Con una corsa in camion a rotta di collo per le strade sterrate dell’epoca, il manipolo di fascisti bolognesi guidato da Arpinati raggiunse Rocca San Casciano appena in tempo. Il ‘ras’ dello squadrismo emiliano che di lì a poco sarebbe diventato sottosegretario agli Interni — in pratica il braccio destro di Mussolini nella gestione dell’ordine pubblico — non aveva abbandonato il vecchio amico Torquato anche se si trovavano su opposte sponde politiche.
Sfida in piazza
Sulla piazza di Rocca San Casciano si affrontarono allora a muso duro due schiere di fascisti, tra i più temuti e determinati d’Italia. Volarono insulti, spintoni e anche qualche cazzotto. Per poco i contendenti non misero mano alle armi ma alla fine Arpinati si impose. Nanni fu liberato e la singolare spedizione fascista in soccorso di un leader socialista si concluse a casa dell’avvocato con una cena romagnola bagnata da epiche bevute di sangiovese.

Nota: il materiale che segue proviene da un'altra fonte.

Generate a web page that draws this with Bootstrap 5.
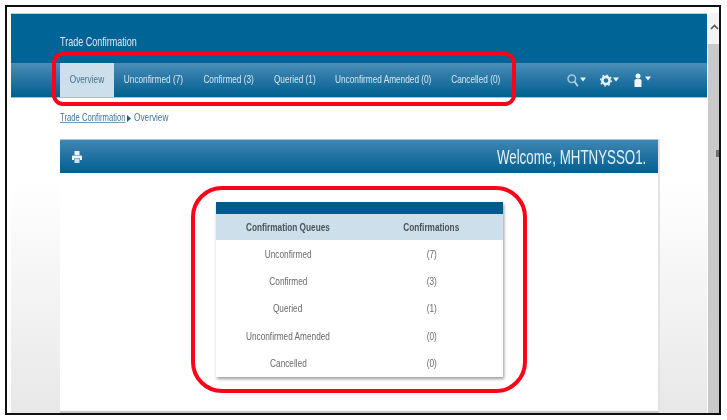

Il ‘salvataggio’ di Nanni è stato spesso spiegato come un gesto d’amicizia non inusuale in tempi in cui accanto al furore ideologico restavano però i legami personali — basti pensare al singolare rapporto tra Mussolini e il fondatore del partito comunista Nicola Bombacci oppure tra lo stesso Duce e il leader socialista Nenni — ma nella sua monumentale biografia su Mussolini, lo storico Renzo De Felice ha avanzato anche un’altra ipotesi. Nanni e Arpinati erano infatti due fautori della linea di pacificazione tra fascisti e socialisti, forse un’alternativa alla presa del potere violenta e allo strangolamento delle opposizioni. Questa linea, proposta da Mussolini stesso e vista con interesse da una parte dei socialisti, era stata però bocciata clamorosamente dai vertici del partito fascista, tanto che il ’capo’ aveva dovuto battere in ritirata sotto la pressione, tra gli altri, proprio degli squadristi toscani. Per questi ultimi dunque Nanni non era un semplice nemico socialista, era un obiettivo per tagliare l’erba proprio sotto i piedi di Mussolini.
Sangue a Malacappa
Il legame tra Nanni e Arpinati restò saldo per tutto il Ventennio fascista, quando anche le fortune del ‘ras’ tramontarono. Entrato in rotta di collisione col segretario del partito Starace, nel 1933 Arpinati venne allontanato dal potere e addirittura confinato come nemico del regime. Finì poi a gestire un’azienda agricola modello a Malacappa, nelle campagne bolognesi. Lì, in piena guerra, tesseva rischiosissime trame anti-regime col vecchio amico Nanni e col leader repubblicano Tonino Spazzoli. E proprio lì, il 22 aprile 1945, all’alba della Liberazione, l’amicizia tra Nanni e Arpinati venne affogata nel sangue di un’esecuzione ad opera di un commando partigiano. Il barbaro delitto di due nemici del fascismo rimasto per buona parte ancora oscuro.
Nella foto: da sinistra Torquato Nanni, Leandro Arpinati e il repubblicano Tonino Spazzoli,
Canto 91
"Nanni (Torquato) did 3 years with Battista
and wasn't shot till after Salò.
Threw himself in front of friend (Arpinati)
but cd/not save him."
"(Torquato) Nanni fu tre anni con Battisti
ma fucilato fu dopo Salò.
Si gettò davanti all'amico (Arpinati)
ma non poté salvarlo."
Ezra Pound, Cantos, Sezione perforatrice di roccia.
1 commento:
Mi piacerebbe sapere dove è sepolto Arpinati, un fascista anomalo che andrebbe rivisitato perchè uno dei pochi ad opporsi a Mussolini.